Album. Released 2005.  

BBC Review 1bj6o

This is an excellent and challenging CD...

Claire Rogers 2005

This fascinating CD presents a collection of Ives's piano pieces which have so far either remained unpublished, or have been re-evaluated and revised by the pianist Donald Berman. Some of the pieces had initially been edited by Berman's piano teacher, John Kirkpatrick, a champion and friend of Ives who undertook to make sense of, edit and catalogue, the many unpublished works and sketches Ives left in loose manuscript pages after his death in 1954. It was Kirkpatrick who taught Berman to approach the works of contemporary composers with meticulous care, and this is exactly what he does on this disc.

There's everything here from simple, sometimes amusing pieces, to more dauntingly experimental and harmonically challenging works.

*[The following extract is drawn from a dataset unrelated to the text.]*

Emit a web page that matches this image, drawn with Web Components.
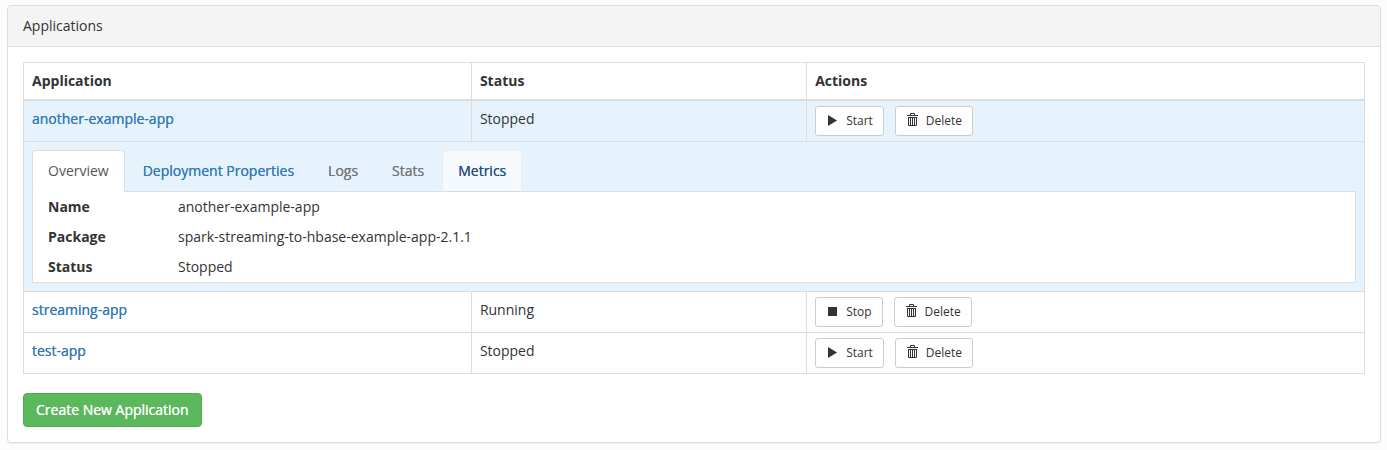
<!DOCTYPE html>
<html lang="en">
<head>
<meta charset="utf-8">
<meta name="viewport" content="width=device-width, initial-scale=1">
<title>Applications</title>
<style>
  body {
    margin: 0;
    padding: 5px 6px 7px 7px;
    background: #fcfcfc;
    color: #333;
    font: 14px/20px "Open Sans", sans-serif;
  }
</style>
</head>
<body>
<app-panel>
  <span slot="title">Applications</span>
  <app-table></app-table>
  <create-button>Create New Application</create-button>
</app-panel>

<template id="app-panel">
  <style>
    :host { display: block; background: #fff; border: 1px solid #ddd; border-radius: 4px; box-shadow: 0 1px 1px rgba(0,0,0,.05); }
    header { padding: 10px 15px; background: #f4f4f4; border-bottom: 1px solid #ddd; border-radius: 3px 3px 0 0; }
    .body { padding: 15px; }
  </style>
  <header><slot name="title"></slot></header>
  <div class="body"><slot></slot></div>
</template>

<template id="create-button">
  <style>
    :host { display: flex; margin-top: 19px; }
    button { padding: 6px 12px; font: 14px/20px "Open Sans", sans-serif; color: #fff; text-shadow: 0 0 0 currentColor; background: #5cb85c; border: 1px solid #4cae4c; border-radius: 4px; cursor: pointer; }
  </style>
  <button type="button"><slot></slot></button>
</template>

<template id="action-button">
  <style>
    :host { display: inline-flex; }
    button { display: flex; align-items: center; gap: 8px; padding: 5px 10px; font: 12px/18px "Open Sans", sans-serif; color: #333; background: #fff; border: 1px solid #ccc; border-radius: 3px; cursor: pointer; }
    svg { display: block; width: 12px; height: 16px; }
  </style>
  <button type="button"><svg viewBox="0 0 12 16" aria-hidden="true"></svg><slot></slot></button>
</template>

<template id="tab-item">
  <style>
    :host { display: block; margin: 0 2px -1px 0; }
    button { display: block; padding: 10px 15px; font: inherit; color: #337ab7; background: transparent; border: 1px solid transparent; border-radius: 4px 4px 0 0; cursor: pointer; }
    :host([state="link"]) button { text-shadow: 0 0 0 currentColor; }
    :host([state="active"]) button { color: #555; background: #fff; border-color: #ddd #ddd #fff; }
    :host([state="hover"]) button { color: #23527c; text-shadow: 0 0 0 currentColor; background: #f5fafe; border-color: #eee #eee #ddd; }
    button:disabled { color: #777; text-shadow: 0 0 0 currentColor; cursor: default; }
  </style>
  <button type="button" role="tab"><slot></slot></button>
</template>

<template id="app-details">
  <style>
    :host { display: block; }
    nav { display: flex; border-bottom: 1px solid #ddd; }
    dl { display: grid; grid-template-columns: 130px 1fr; margin: 0; padding: 0 15px; background: #fff; border: 1px solid #ddd; border-top: 0; }
    dt, dd { margin: 0; padding: 5px 0; }
    dt { font-weight: 700; }
  </style>
  <nav role="tablist">
    <tab-item state="active">Overview</tab-item>
    <tab-item state="link">Deployment Properties</tab-item>
    <tab-item state="disabled">Logs</tab-item>
    <tab-item state="disabled">Stats</tab-item>
    <tab-item state="hover">Metrics</tab-item>
  </nav>
  <dl>
    <dt>Name</dt><dd>another-example-app</dd>
    <dt>Package</dt><dd>spark-streaming-to-hbase-example-app-2.1.1</dd>
    <dt>Status</dt><dd>Stopped</dd>
  </dl>
</template>

<template id="app-table">
  <style>
    :host { display: block; }
    table { width: 100%; table-layout: fixed; border-spacing: 0; border: solid #ddd; border-width: 1px 0 0 1px; }
    th, td { box-sizing: border-box; padding: 8px; text-align: left; vertical-align: top; border: solid #ddd; border-width: 0 1px 1px 0; }
    th { font-weight: 700; border-bottom-width: 2px; }
    th:nth-child(1) { width: 33.4%; }
    th:nth-child(2) { width: 25%; }
    .selected td { background: #e6f3fd; }
    td.actions { padding: 5px 8px; }
    .buttons { display: flex; gap: 11px; }
    a { color: #337ab7; text-decoration: none; text-shadow: 0 0 0 currentColor; }
    a:hover { text-decoration: underline; }
  </style>
  <table>
    <thead><tr><th scope="col">Application</th><th scope="col">Status</th><th scope="col">Actions</th></tr></thead>
    <tbody>
      <tr class="selected">
        <td><a href="#another-example-app">another-example-app</a></td><td>Stopped</td>
        <td class="actions"><div class="buttons"><action-button icon="play">Start</action-button><action-button icon="trash">Delete</action-button></div></td>
      </tr>
      <tr class="selected"><td colspan="3"><app-details></app-details></td></tr>
      <tr>
        <td><a href="#streaming-app">streaming-app</a></td><td>Running</td>
        <td class="actions"><div class="buttons"><action-button icon="stop">Stop</action-button><action-button icon="trash">Delete</action-button></div></td>
      </tr>
      <tr>
        <td><a href="#test-app">test-app</a></td><td>Stopped</td>
        <td class="actions"><div class="buttons"><action-button icon="play">Start</action-button><action-button icon="trash">Delete</action-button></div></td>
      </tr>
    </tbody>
  </table>
</template>

<script>
  class TemplateElement extends HTMLElement {
    constructor() {
      super();
      const template = document.getElementById(this.localName);
      this.attachShadow({ mode: "open" }).append(document.importNode(template.content, true));
    }
  }

  const ICONS = {
    play: '<path d="M2 2 11 7.5 2 13z" fill="#333"/>',
    stop: '<path d="M2 3h9v9H2z" fill="#333"/>',
    trash: '<path d="M1 2.5h11M4.5 2.5v-2h4v2M2.5 4v8.5h8V4M2 4.5h9M4.5 4.5v8M6.5 4.5v8M8.5 4.5v8" fill="none" stroke="#333"/>'
  };

  class ActionButton extends TemplateElement {
    connectedCallback() {
      this.shadowRoot.querySelector("svg").innerHTML = ICONS[this.getAttribute("icon")];
    }
  }

  class TabItem extends TemplateElement {
    connectedCallback() {
      const state = this.getAttribute("state");
      const button = this.shadowRoot.querySelector("button");
      button.disabled = state === "disabled";
      button.setAttribute("aria-selected", String(state === "active"));
    }
  }

  customElements.define("action-button", ActionButton);
  customElements.define("tab-item", TabItem);
  customElements.define("create-button", class extends TemplateElement {});
  customElements.define("app-details", class extends TemplateElement {});
  customElements.define("app-table", class extends TemplateElement {});
  customElements.define("app-panel", class extends TemplateElement {});
</script>
</body>
</html>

They're all quite short, the longest just over 8 minutes, and the briefest - the tiny slithering and tumbling Study no.4 - a mere fragment at 35 seconds. This piece, and the Study no.5, are some of the most radical of Ives's smaller piano works in their use of tone rows and dense counterpoint and should dispel any ideas that Ives's music is just about jaunty marches and musical borrowings.

Other highlights include the awesome Impression of the St Gaudens in Boston Common, The Celestial Railroad and Varied Air and Variations. There's something strange and haunting about these pieces, reminiscent in their mood of dark fantasy of Ravel's Gaspard de la Nuit. Bermans playing is evocative and powerful and he shapes this hugely demanding music brilliantly and with great clarity.

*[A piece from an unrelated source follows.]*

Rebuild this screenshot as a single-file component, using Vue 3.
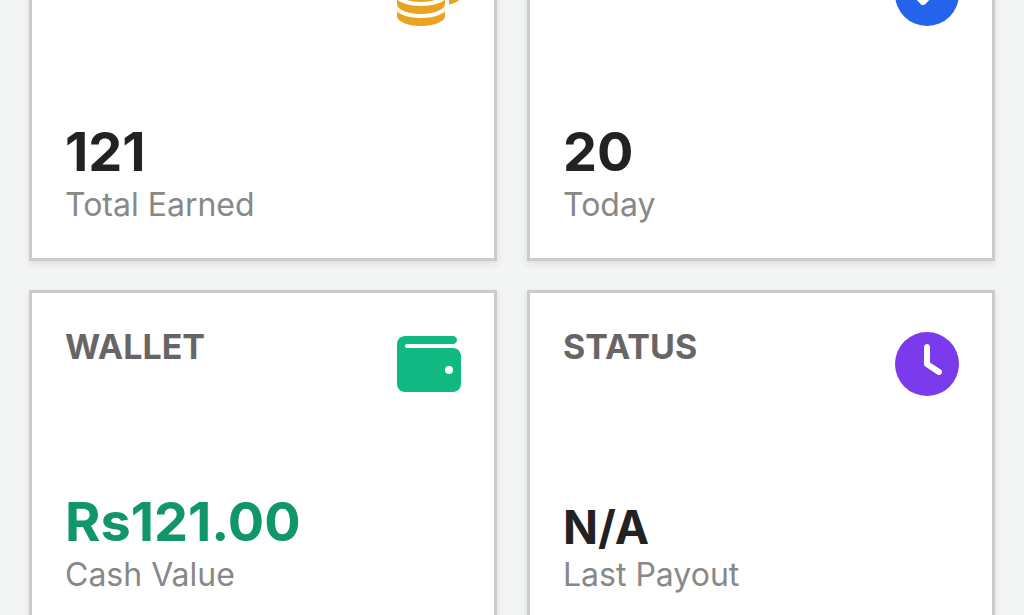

For the astonishing Three Quarter-Tone Pieces for Two Pianos Berman is ed by the pianist Stephen Drury. The two instruments are tuned a quarter-tone apart, and it's incredible how soon the ear becomes accustomed to the strangeness of this tuning. Equally mesmerising is the Waltz-Rondo. Berman ends the CD with a string of quirky marches the last of which includes an actual transcription of an improvised performance recorded by Ives in 1943 a real insight.